The inscriptions on the clay drum known as the Cyrus Cylinder detail the conquest of the Babylon of Belshazzar and Nebuchadnezzar by the 6th-century BC Persian king, Cyrus the Great. It was the Iraq/Iran war of the time.

The victory made Cyrus the leader of the first world empire, stretching from Egypt to China. Cyrus proved a model ruler. He describes on the cylinder measures of relief for the inhabitants of Babylon and the return to their homelands of people held by the former kings, thought to have included the Jews.

The cylinder, which would have been used as a foundation stone to a building, was found in Babylon, in modern Iraq, by a British Museum dig in the 19th century.

It has only left once since, for the loan in 1971. Its return visit to the National Museum of Tehran in 2006 will follow a generous loan by the Iranians, who are to send 50 antiquities for the British Museum's exhibition on the splendours of Ancient Persia, planned for September next year.

In the past 30 years relations between British and foreign museums have been transformed, with loans between countries now commonplace. But research by The Art Newspaper has shown that in the very different climate of 1971, the loan prompted a furious row.

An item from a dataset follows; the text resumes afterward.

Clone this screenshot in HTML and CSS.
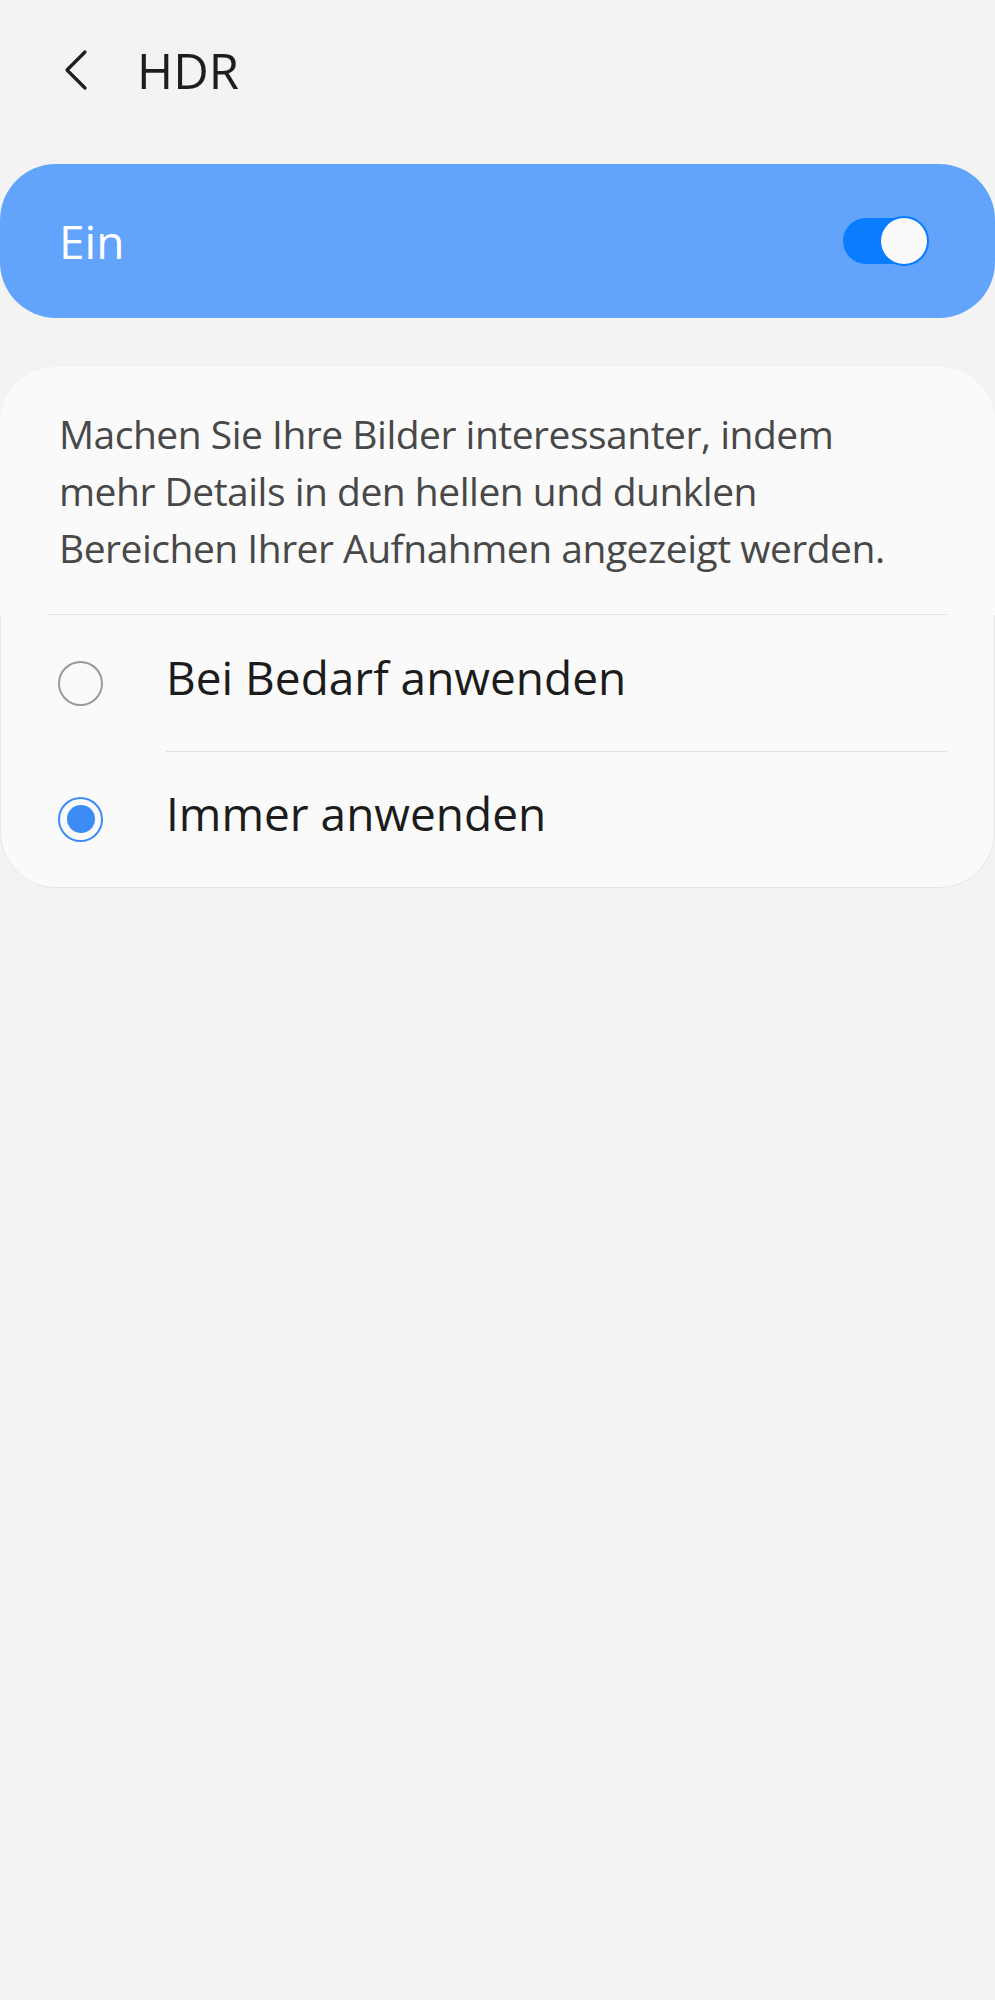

The Shah had expressed his desire to borrow the cylinder through the British ambassador, but the suggestion was rejected by the Foreign Office. Officials were furious when they found that the British Museum, with the agreement of its trustees, had gone ahead anyway.

One official, in recently released papers from the National Archives, said the museum should not act this way to "countries with ultra-nationalistic ambitions". Another said: "If the [British] Museum find they have dug a pit for themselves, it will be for them to climb out."

The Shah made the cylinder the star exhibit in a museum set up to mark the 2,500th anniversary of Cyrus's establishment of the Persian monarchy in Persepolis. Facing criticism for his autocratic rule, he used it to argue that Persia had been the birthplace of human rights.

The British ambassador later suggested it should be presented to Iran to gain diplomatic and military co-operation from the Shah's government. The museum refused.

Neil MacGregor, the museum's director, said yesterday the story showed the importance of its independence from government.